------ Given data

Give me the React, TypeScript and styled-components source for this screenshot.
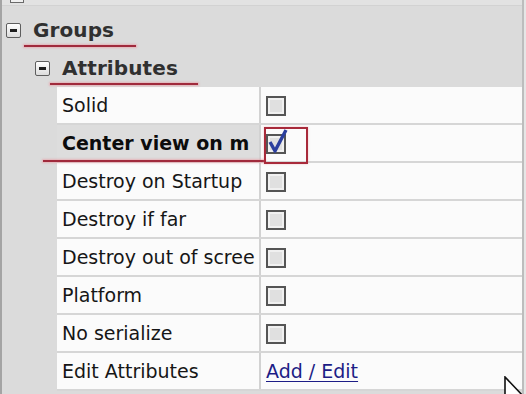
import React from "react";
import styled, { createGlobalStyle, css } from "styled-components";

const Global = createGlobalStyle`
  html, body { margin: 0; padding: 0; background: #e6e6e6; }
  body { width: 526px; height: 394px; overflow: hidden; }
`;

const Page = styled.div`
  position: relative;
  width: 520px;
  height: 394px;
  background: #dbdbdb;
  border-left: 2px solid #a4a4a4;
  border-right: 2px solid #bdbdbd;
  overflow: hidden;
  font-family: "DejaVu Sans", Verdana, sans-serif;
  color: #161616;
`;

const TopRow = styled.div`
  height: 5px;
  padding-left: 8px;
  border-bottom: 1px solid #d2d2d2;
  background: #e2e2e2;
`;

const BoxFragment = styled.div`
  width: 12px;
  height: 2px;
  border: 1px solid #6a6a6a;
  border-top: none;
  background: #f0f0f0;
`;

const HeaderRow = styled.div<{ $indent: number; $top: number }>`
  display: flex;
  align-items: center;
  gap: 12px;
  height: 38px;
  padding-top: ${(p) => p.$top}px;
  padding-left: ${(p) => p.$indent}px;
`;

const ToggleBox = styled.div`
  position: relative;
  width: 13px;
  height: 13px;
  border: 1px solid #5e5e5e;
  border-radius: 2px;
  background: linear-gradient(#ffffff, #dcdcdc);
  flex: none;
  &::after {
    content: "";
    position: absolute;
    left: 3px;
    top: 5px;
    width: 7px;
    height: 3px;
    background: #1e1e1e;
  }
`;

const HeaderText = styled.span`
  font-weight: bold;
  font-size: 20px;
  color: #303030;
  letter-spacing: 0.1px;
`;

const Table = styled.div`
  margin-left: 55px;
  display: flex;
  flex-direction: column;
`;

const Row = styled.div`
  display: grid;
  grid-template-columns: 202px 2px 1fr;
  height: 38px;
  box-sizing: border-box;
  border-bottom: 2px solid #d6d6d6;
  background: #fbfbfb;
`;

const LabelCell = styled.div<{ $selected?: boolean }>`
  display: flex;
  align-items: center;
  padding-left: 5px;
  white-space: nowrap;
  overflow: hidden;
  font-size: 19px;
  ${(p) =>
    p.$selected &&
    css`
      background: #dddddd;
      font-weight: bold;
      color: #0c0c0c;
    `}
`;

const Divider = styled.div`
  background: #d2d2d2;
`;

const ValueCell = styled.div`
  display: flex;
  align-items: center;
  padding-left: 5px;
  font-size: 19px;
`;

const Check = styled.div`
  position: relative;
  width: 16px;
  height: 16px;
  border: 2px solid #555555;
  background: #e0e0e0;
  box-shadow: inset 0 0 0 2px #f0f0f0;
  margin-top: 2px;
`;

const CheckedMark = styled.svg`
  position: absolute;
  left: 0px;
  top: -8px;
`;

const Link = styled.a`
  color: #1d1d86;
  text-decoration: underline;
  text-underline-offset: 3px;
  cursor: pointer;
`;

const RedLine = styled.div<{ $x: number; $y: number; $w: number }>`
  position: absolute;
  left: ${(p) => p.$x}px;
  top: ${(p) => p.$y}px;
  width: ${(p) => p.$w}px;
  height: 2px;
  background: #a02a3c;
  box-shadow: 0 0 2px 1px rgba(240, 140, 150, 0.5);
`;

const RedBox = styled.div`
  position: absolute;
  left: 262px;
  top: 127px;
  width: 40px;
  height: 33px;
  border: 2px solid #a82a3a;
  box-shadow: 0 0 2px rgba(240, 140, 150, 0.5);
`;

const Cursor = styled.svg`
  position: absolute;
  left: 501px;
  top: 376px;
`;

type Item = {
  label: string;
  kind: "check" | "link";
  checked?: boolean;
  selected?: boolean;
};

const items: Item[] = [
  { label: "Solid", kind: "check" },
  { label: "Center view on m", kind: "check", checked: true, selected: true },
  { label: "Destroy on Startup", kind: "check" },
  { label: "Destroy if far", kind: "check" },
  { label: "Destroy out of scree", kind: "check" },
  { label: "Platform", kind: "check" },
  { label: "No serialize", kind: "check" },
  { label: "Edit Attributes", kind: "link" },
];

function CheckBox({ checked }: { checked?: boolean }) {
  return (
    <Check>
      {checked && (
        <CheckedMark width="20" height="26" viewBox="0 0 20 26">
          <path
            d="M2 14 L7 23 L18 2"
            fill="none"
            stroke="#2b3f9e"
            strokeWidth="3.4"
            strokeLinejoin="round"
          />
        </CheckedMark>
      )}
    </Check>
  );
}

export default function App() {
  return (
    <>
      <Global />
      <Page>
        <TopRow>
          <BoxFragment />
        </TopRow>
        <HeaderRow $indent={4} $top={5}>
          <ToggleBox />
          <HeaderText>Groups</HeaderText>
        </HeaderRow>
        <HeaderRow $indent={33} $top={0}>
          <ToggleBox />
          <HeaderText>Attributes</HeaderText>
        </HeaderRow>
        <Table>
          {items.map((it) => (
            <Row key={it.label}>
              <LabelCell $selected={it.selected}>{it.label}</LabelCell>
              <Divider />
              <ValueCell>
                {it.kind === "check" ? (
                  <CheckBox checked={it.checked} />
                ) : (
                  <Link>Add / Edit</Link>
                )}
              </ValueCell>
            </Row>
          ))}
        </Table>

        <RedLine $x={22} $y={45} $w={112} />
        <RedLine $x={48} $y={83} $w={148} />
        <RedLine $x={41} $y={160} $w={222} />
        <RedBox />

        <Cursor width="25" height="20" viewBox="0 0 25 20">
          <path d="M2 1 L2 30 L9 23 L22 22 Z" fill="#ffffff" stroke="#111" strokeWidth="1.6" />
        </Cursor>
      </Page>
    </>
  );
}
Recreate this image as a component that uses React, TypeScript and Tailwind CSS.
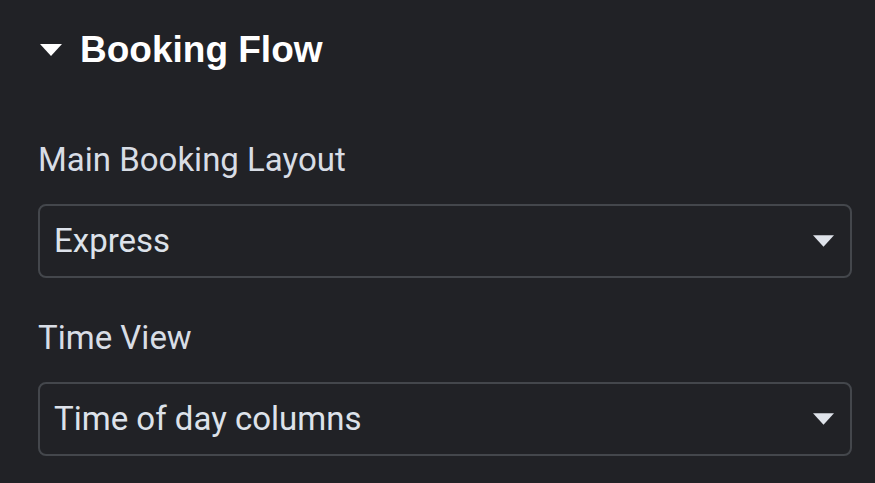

------------

** Task description **
Gather all lines with the string "React" from the data.

** Result of this task **
Give me the React, TypeScript and styled-components source for this screenshot.
import React from "react";
Recreate this image as a component that uses React, TypeScript and Tailwind CSS.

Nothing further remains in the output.